### INPUT MATERIAL
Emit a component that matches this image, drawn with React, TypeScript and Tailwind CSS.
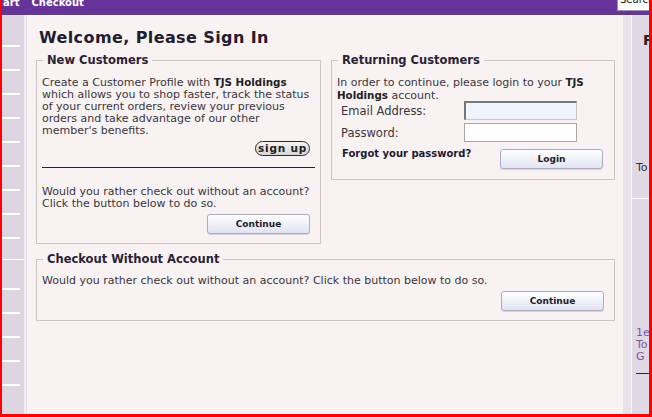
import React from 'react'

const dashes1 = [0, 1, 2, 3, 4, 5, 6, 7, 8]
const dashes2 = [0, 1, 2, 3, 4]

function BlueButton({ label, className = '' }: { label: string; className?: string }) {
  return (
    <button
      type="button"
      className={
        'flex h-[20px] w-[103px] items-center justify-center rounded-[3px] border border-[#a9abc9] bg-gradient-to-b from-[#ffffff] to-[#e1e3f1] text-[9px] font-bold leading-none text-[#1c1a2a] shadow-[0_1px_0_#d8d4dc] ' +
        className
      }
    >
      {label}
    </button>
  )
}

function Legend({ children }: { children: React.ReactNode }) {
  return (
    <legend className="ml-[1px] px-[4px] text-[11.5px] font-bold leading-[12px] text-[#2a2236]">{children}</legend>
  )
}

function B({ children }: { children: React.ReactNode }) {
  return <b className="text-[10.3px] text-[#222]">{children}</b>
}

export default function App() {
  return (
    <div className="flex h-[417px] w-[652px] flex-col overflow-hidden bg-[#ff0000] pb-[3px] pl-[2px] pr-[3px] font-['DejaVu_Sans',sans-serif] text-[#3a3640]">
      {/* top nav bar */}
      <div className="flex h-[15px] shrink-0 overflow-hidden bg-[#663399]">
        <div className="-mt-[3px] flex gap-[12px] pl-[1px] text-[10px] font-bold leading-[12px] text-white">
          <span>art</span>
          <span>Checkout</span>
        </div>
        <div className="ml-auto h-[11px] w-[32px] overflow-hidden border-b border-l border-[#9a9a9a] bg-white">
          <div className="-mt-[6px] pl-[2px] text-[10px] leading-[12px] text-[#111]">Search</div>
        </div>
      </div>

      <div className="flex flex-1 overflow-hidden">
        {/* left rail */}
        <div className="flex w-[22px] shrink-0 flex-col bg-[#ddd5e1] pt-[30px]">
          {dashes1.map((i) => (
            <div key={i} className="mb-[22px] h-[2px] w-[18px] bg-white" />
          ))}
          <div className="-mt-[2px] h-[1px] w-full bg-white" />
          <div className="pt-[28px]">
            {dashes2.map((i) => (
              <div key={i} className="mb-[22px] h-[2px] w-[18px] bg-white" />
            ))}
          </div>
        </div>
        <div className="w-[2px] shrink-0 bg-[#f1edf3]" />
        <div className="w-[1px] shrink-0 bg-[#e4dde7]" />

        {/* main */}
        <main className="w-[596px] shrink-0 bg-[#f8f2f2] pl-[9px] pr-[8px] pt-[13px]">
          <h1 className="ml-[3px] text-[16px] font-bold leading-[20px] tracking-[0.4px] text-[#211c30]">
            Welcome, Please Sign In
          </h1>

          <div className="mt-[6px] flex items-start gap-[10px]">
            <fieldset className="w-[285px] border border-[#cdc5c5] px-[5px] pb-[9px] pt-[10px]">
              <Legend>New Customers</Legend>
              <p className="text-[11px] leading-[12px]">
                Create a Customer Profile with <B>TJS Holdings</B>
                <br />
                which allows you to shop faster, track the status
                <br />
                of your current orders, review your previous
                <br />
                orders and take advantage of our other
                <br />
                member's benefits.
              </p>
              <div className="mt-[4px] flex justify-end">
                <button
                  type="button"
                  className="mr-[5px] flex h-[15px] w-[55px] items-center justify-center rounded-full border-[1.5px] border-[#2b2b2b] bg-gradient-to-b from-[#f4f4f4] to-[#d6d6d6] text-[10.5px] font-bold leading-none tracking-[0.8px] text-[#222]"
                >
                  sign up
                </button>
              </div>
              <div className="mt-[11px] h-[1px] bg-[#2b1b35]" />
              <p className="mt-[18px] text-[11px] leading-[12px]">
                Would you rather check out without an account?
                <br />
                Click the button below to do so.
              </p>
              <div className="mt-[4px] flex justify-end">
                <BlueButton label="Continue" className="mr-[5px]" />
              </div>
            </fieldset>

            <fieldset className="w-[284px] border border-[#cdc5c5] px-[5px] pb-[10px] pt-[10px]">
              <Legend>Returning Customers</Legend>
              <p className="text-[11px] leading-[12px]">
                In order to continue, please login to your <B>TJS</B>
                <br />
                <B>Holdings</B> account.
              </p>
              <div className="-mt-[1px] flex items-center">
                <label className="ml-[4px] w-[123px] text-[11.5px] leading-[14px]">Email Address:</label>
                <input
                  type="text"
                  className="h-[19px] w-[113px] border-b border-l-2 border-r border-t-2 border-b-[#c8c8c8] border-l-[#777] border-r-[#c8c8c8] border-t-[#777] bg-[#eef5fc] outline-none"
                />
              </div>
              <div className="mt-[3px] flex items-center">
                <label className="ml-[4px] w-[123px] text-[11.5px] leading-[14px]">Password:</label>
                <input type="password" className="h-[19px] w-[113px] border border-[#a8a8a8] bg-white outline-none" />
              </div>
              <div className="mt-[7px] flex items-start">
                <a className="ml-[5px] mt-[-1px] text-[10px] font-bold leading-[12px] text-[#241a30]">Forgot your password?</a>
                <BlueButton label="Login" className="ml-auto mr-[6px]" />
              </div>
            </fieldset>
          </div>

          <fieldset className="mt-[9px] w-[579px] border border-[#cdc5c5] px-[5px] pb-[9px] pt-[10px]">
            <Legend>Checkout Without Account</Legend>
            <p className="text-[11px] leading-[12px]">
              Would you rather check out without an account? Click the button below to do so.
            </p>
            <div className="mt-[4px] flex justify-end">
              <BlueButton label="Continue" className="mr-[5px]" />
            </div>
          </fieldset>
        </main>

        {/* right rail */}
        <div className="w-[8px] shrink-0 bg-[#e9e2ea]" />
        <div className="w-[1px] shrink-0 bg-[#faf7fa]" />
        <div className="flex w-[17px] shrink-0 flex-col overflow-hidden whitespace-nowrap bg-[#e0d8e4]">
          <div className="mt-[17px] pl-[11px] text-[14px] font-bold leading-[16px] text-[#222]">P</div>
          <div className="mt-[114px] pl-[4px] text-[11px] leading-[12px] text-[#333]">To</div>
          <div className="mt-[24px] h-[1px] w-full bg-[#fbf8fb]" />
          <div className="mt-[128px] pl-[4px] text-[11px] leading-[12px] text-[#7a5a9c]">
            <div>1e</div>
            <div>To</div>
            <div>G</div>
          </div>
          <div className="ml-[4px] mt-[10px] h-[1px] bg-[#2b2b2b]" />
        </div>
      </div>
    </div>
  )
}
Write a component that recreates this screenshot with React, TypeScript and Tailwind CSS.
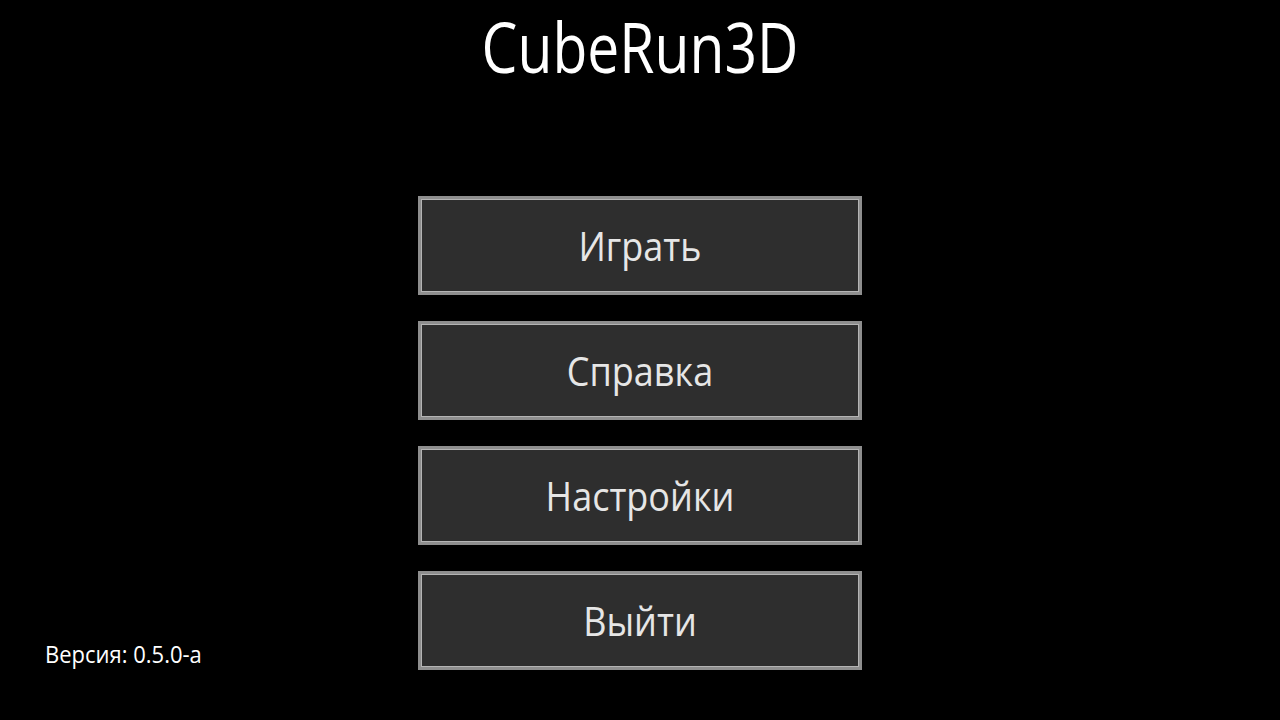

* * *

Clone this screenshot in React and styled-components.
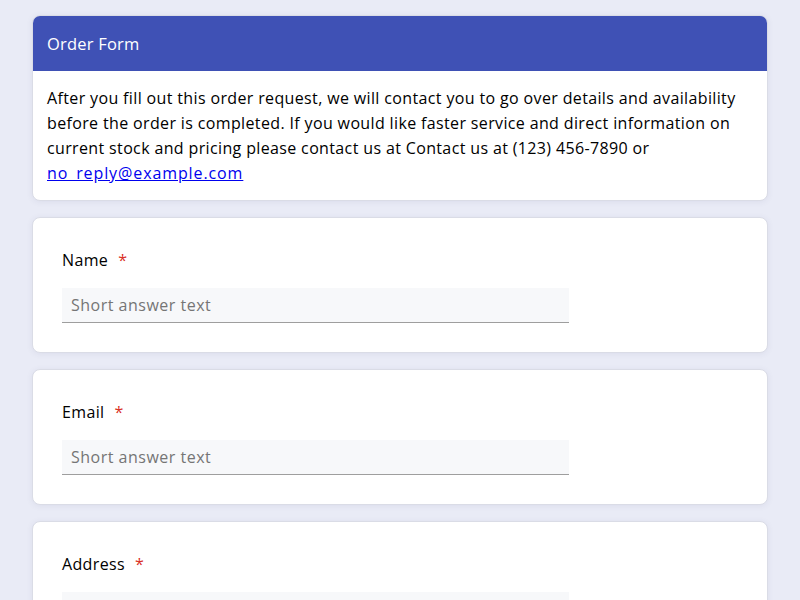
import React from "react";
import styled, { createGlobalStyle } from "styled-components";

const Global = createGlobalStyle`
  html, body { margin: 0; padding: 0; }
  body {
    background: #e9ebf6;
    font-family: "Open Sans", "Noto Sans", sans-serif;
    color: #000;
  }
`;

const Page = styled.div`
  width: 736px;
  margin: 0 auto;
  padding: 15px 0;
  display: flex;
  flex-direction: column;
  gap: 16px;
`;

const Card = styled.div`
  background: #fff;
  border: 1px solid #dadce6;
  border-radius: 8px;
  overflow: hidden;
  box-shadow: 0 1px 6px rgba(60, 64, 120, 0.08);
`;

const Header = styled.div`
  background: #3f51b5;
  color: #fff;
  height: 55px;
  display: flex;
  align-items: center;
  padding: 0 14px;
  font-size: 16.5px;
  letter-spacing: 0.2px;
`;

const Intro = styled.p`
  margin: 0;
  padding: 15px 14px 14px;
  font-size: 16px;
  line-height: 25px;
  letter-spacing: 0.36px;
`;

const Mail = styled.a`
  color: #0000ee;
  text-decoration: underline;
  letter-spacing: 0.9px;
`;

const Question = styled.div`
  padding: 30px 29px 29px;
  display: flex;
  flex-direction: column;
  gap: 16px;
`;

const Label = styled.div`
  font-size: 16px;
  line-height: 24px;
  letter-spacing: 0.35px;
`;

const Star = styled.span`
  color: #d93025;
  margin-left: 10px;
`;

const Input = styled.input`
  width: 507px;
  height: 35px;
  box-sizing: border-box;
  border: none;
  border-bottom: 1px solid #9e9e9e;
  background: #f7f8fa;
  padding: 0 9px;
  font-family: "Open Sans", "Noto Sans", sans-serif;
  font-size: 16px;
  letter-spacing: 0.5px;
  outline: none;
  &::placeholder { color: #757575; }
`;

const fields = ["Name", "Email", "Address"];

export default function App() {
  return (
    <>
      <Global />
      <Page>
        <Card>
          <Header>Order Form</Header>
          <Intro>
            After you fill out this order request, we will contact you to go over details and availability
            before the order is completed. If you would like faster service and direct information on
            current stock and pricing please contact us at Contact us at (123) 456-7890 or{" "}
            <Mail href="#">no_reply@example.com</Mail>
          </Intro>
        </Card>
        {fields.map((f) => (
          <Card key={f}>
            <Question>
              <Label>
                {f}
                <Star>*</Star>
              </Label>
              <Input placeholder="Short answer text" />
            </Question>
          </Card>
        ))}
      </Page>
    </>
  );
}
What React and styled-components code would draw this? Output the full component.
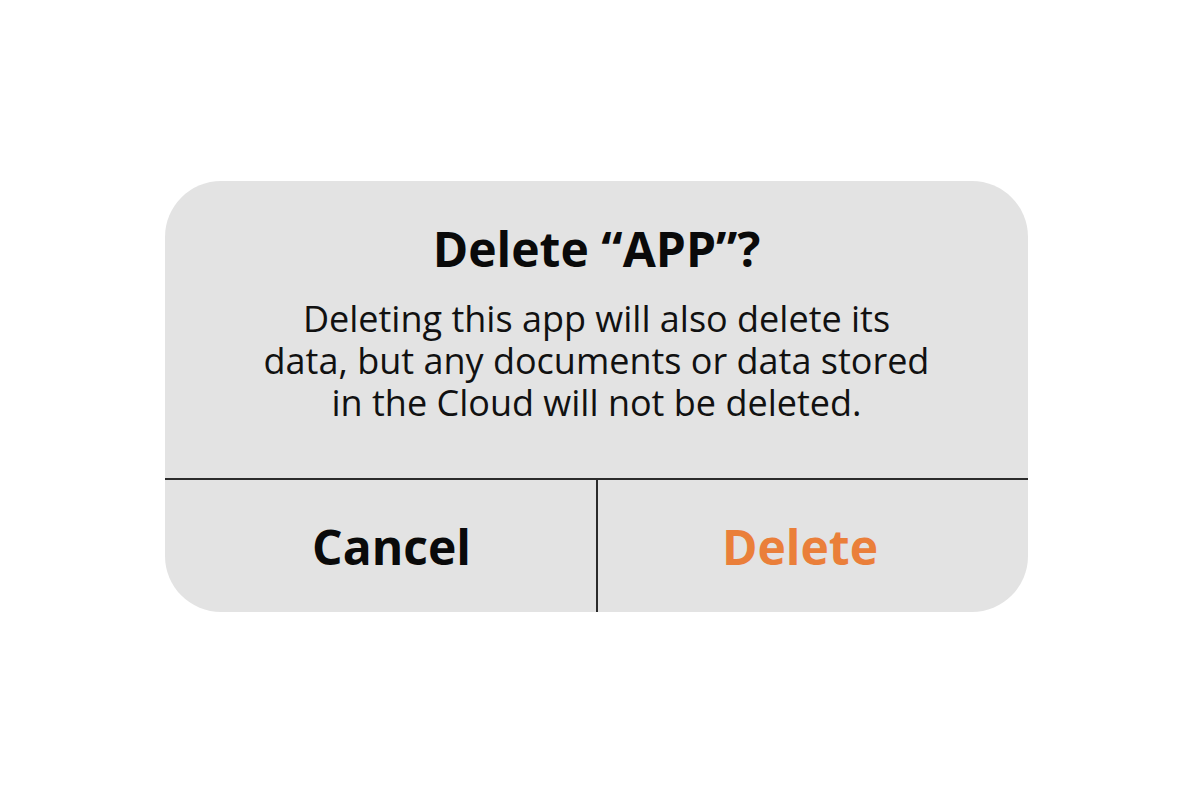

--

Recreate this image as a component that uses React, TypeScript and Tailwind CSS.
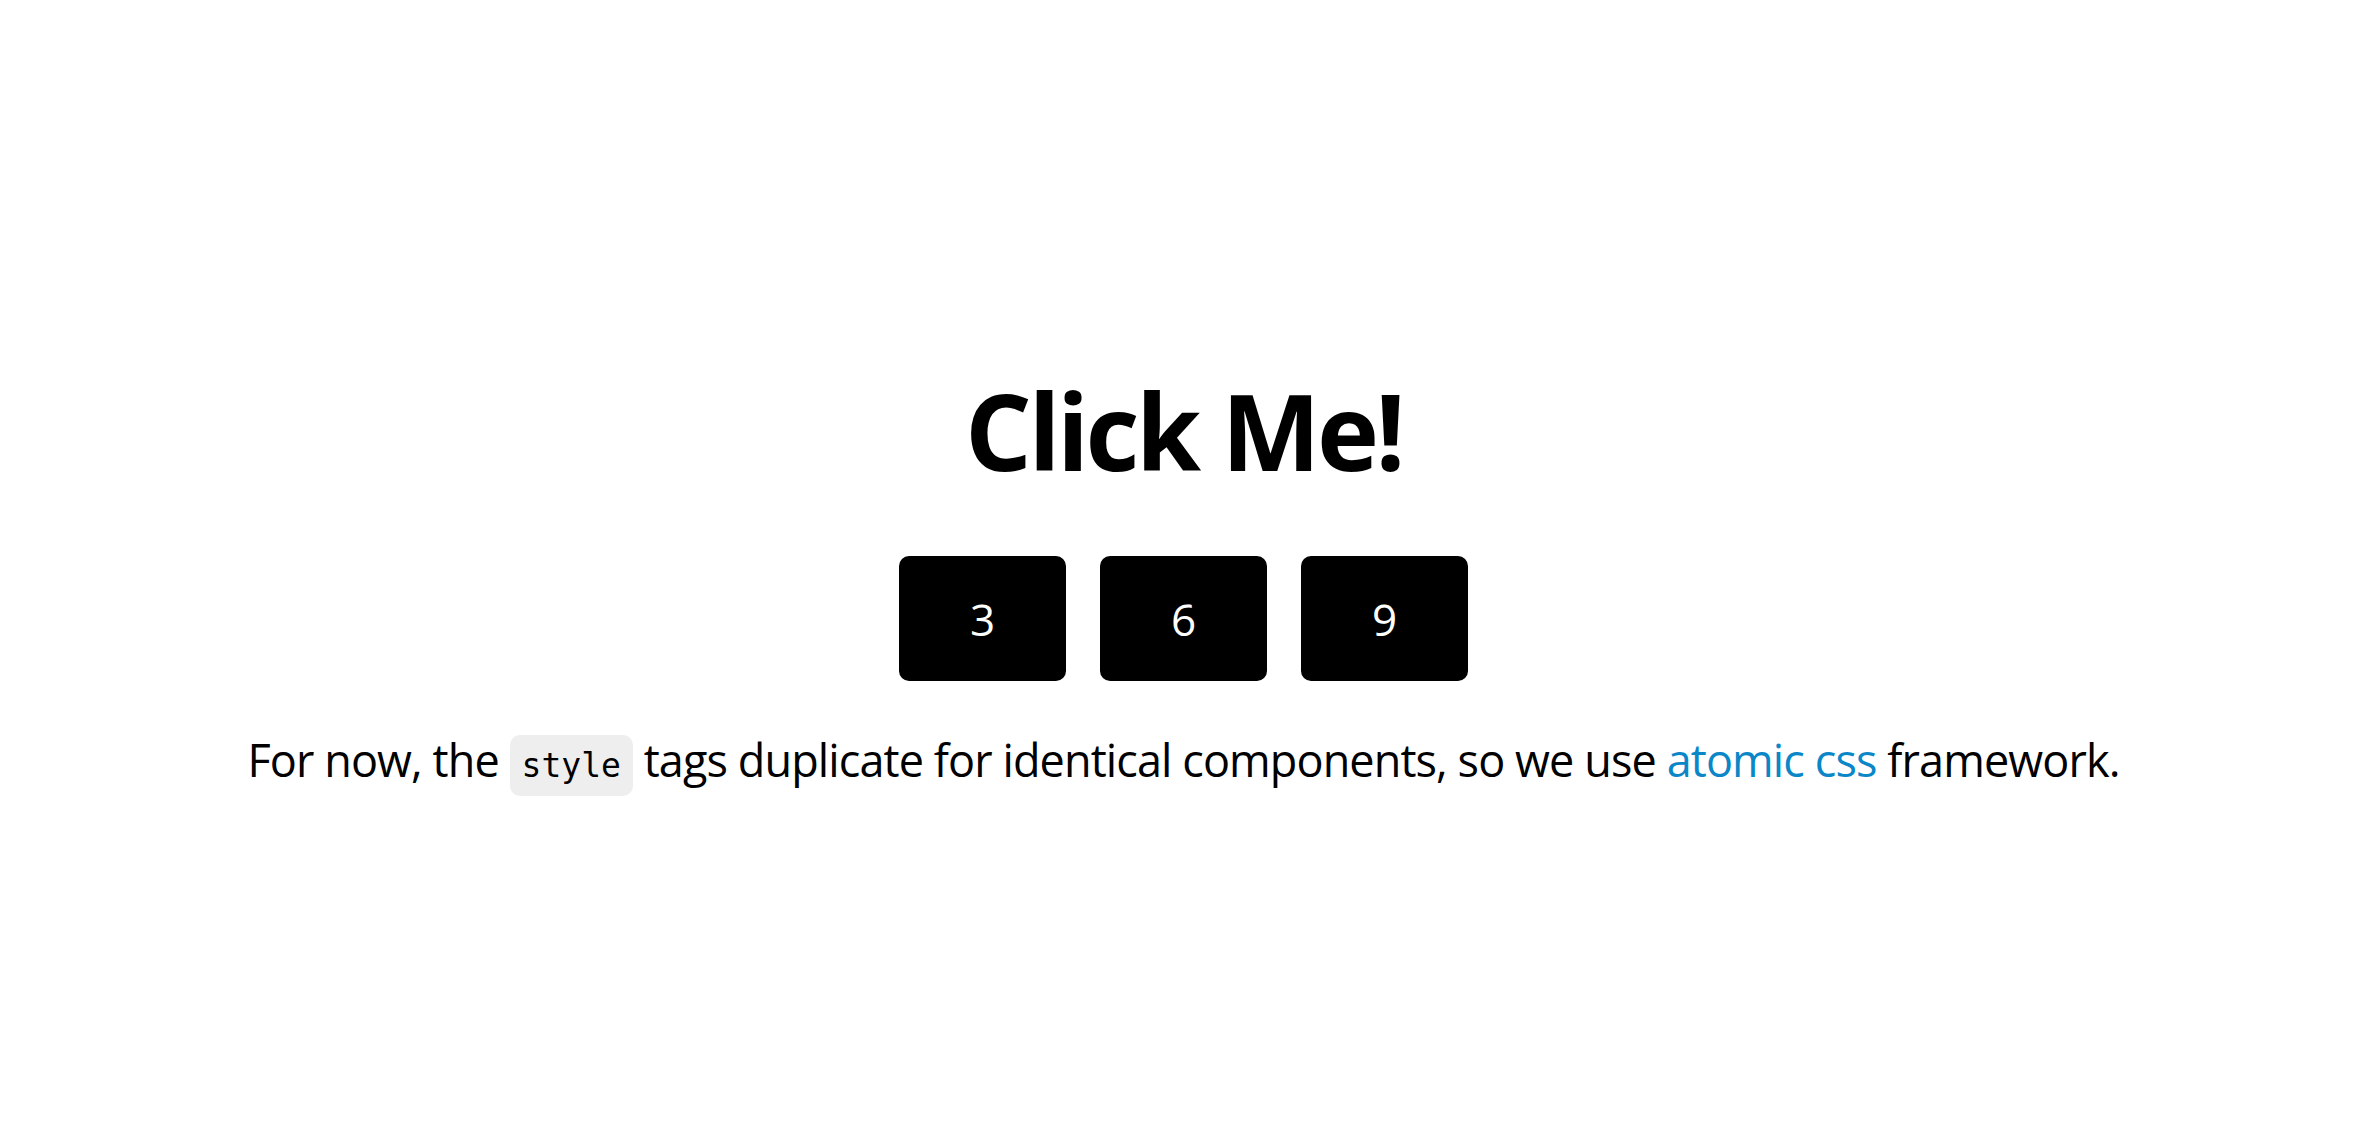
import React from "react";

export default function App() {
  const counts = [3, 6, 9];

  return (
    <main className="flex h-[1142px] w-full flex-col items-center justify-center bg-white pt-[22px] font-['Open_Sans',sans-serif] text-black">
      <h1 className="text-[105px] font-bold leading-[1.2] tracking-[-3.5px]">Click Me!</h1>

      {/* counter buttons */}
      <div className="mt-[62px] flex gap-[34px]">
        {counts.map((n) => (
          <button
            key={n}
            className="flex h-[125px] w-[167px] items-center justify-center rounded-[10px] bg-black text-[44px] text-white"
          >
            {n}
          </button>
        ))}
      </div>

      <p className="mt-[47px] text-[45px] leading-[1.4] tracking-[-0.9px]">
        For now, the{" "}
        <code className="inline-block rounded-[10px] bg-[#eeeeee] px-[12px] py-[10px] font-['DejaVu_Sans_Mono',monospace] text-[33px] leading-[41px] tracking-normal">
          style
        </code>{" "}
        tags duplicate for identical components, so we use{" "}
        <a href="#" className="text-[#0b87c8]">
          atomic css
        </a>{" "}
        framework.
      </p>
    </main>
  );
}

### PROBLEM REQUIREMENTS
Gather and copy every line of the data in which the string "TypeScript" is found.

### FINISHED ANSWER
Emit a component that matches this image, drawn with React, TypeScript and Tailwind CSS.
Write a component that recreates this screenshot with React, TypeScript and Tailwind CSS.
Recreate this image as a component that uses React, TypeScript and Tailwind CSS.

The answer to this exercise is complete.